Objective –
Give back every line exactly as it appears, pictures excluded.

Data lines –
-*-

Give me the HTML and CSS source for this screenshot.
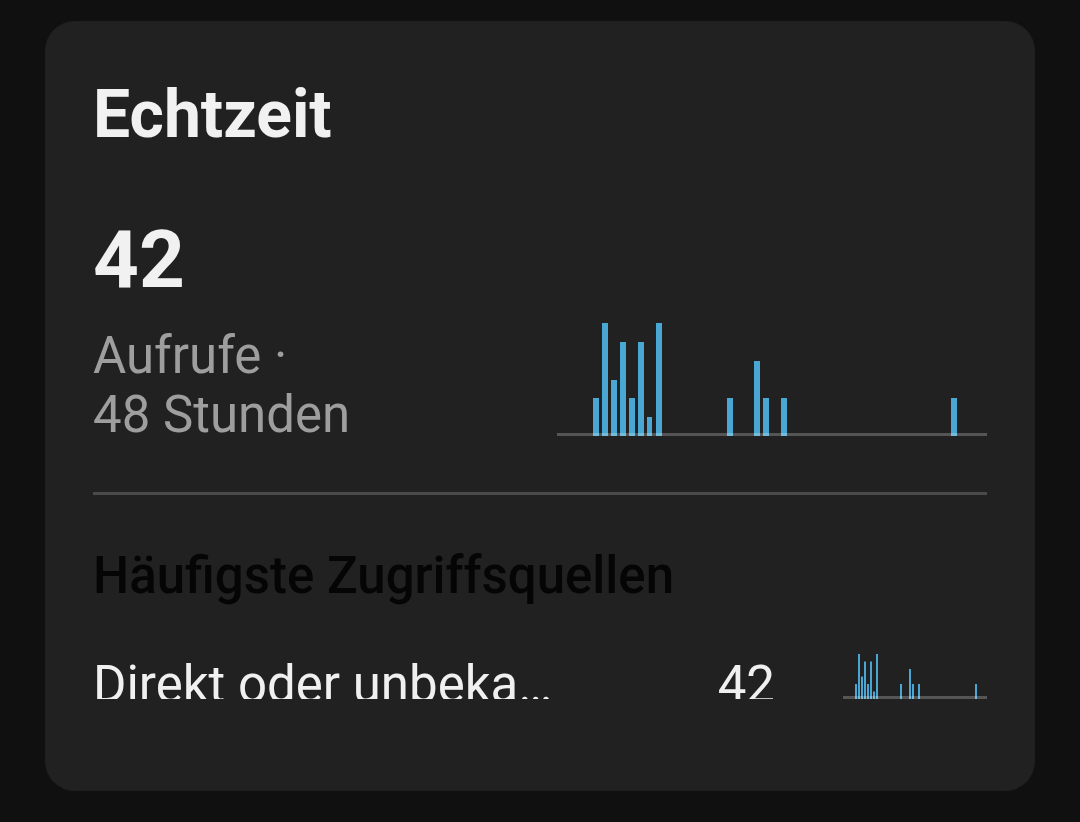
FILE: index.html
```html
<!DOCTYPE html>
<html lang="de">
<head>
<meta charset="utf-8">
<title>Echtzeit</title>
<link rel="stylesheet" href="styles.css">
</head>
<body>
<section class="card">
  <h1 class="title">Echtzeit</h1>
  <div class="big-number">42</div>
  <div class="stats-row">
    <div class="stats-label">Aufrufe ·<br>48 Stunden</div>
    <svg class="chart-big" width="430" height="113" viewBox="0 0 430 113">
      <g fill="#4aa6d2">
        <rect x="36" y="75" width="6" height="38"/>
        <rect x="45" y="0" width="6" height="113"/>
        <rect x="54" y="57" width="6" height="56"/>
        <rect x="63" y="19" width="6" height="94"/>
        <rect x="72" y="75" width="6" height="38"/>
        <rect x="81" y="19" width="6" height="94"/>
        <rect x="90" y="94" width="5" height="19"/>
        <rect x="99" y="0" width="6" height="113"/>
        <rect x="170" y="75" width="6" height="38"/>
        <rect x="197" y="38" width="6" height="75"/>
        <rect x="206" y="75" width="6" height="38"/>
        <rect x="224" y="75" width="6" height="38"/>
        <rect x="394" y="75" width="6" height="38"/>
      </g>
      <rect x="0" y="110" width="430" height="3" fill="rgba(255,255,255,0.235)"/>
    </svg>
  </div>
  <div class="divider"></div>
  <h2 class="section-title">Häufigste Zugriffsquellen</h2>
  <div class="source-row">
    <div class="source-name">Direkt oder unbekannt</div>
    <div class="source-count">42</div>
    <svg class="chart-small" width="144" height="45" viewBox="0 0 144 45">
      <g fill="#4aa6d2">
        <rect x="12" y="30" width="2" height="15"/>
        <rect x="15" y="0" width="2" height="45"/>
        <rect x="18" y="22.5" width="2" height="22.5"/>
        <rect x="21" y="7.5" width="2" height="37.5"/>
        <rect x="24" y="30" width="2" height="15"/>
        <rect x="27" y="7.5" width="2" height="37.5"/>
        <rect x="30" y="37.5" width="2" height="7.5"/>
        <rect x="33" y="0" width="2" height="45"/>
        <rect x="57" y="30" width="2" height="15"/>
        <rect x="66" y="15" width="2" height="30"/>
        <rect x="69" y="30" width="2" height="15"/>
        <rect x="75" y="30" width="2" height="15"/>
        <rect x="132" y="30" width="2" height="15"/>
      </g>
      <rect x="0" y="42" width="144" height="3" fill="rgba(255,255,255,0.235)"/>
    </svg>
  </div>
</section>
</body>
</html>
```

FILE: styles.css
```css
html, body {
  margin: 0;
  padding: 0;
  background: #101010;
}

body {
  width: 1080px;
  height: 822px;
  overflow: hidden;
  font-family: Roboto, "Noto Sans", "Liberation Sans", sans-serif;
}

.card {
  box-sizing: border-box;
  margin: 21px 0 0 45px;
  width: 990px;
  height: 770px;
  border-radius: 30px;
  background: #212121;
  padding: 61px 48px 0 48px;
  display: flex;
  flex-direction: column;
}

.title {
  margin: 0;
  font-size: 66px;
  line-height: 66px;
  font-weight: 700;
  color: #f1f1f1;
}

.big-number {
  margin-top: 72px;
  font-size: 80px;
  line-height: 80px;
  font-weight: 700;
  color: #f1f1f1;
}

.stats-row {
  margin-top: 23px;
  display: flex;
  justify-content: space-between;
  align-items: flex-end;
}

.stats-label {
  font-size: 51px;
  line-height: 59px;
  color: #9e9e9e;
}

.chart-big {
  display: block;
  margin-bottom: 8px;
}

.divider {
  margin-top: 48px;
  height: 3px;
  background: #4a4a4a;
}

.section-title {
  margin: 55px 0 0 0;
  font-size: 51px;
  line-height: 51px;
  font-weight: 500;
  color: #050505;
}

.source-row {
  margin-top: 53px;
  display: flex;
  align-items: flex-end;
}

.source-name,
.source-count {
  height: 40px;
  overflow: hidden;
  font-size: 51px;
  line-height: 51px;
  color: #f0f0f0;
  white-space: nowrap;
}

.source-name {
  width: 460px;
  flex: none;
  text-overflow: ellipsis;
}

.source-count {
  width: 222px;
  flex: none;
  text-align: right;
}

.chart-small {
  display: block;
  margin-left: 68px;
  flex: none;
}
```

-*-

In response –
Give me the HTML and CSS source for this screenshot.
FILE: index.html
```html
<!DOCTYPE html>
<html lang="de">
<head>
<meta charset="utf-8">
<title>Echtzeit</title>
<link rel="stylesheet" href="styles.css">
</head>
<body>
<section class="card">
  <h1 class="title">Echtzeit</h1>
  <div class="big-number">42</div>
  <div class="stats-row">
    <div class="stats-label">Aufrufe ·<br>48 Stunden</div>
    <svg class="chart-big" width="430" height="113" viewBox="0 0 430 113">
      <g fill="#4aa6d2">
        <rect x="36" y="75" width="6" height="38"/>
        <rect x="45" y="0" width="6" height="113"/>
        <rect x="54" y="57" width="6" height="56"/>
        <rect x="63" y="19" width="6" height="94"/>
        <rect x="72" y="75" width="6" height="38"/>
        <rect x="81" y="19" width="6" height="94"/>
        <rect x="90" y="94" width="5" height="19"/>
        <rect x="99" y="0" width="6" height="113"/>
        <rect x="170" y="75" width="6" height="38"/>
        <rect x="197" y="38" width="6" height="75"/>
        <rect x="206" y="75" width="6" height="38"/>
        <rect x="224" y="75" width="6" height="38"/>
        <rect x="394" y="75" width="6" height="38"/>
      </g>
      <rect x="0" y="110" width="430" height="3" fill="rgba(255,255,255,0.235)"/>
    </svg>
  </div>
  <div class="divider"></div>
  <h2 class="section-title">Häufigste Zugriffsquellen</h2>
  <div class="source-row">
    <div class="source-name">Direkt oder unbekannt</div>
    <div class="source-count">42</div>
    <svg class="chart-small" width="144" height="45" viewBox="0 0 144 45">
      <g fill="#4aa6d2">
        <rect x="12" y="30" width="2" height="15"/>
        <rect x="15" y="0" width="2" height="45"/>
        <rect x="18" y="22.5" width="2" height="22.5"/>
        <rect x="21" y="7.5" width="2" height="37.5"/>
        <rect x="24" y="30" width="2" height="15"/>
        <rect x="27" y="7.5" width="2" height="37.5"/>
        <rect x="30" y="37.5" width="2" height="7.5"/>
        <rect x="33" y="0" width="2" height="45"/>
        <rect x="57" y="30" width="2" height="15"/>
        <rect x="66" y="15" width="2" height="30"/>
        <rect x="69" y="30" width="2" height="15"/>
        <rect x="75" y="30" width="2" height="15"/>
        <rect x="132" y="30" width="2" height="15"/>
      </g>
      <rect x="0" y="42" width="144" height="3" fill="rgba(255,255,255,0.235)"/>
    </svg>
  </div>
</section>
</body>
</html>
```

FILE: styles.css
```css
html, body {
  margin: 0;
  padding: 0;
  background: #101010;
}

body {
  width: 1080px;
  height: 822px;
  overflow: hidden;
  font-family: Roboto, "Noto Sans", "Liberation Sans", sans-serif;
}

.card {
  box-sizing: border-box;
  margin: 21px 0 0 45px;
  width: 990px;
  height: 770px;
  border-radius: 30px;
  background: #212121;
  padding: 61px 48px 0 48px;
  display: flex;
  flex-direction: column;
}

.title {
  margin: 0;
  font-size: 66px;
  line-height: 66px;
  font-weight: 700;
  color: #f1f1f1;
}

.big-number {
  margin-top: 72px;
  font-size: 80px;
  line-height: 80px;
  font-weight: 700;
  color: #f1f1f1;
}

.stats-row {
  margin-top: 23px;
  display: flex;
  justify-content: space-between;
  align-items: flex-end;
}

.stats-label {
  font-size: 51px;
  line-height: 59px;
  color: #9e9e9e;
}

.chart-big {
  display: block;
  margin-bottom: 8px;
}

.divider {
  margin-top: 48px;
  height: 3px;
  background: #4a4a4a;
}

.section-title {
  margin: 55px 0 0 0;
  font-size: 51px;
  line-height: 51px;
  font-weight: 500;
  color: #050505;
}

.source-row {
  margin-top: 53px;
  display: flex;
  align-items: flex-end;
}

.source-name,
.source-count {
  height: 40px;
  overflow: hidden;
  font-size: 51px;
  line-height: 51px;
  color: #f0f0f0;
  white-space: nowrap;
}

.source-name {
  width: 460px;
  flex: none;
  text-overflow: ellipsis;
}

.source-count {
  width: 222px;
  flex: none;
  text-align: right;
}

.chart-small {
  display: block;
  margin-left: 68px;
  flex: none;
}
```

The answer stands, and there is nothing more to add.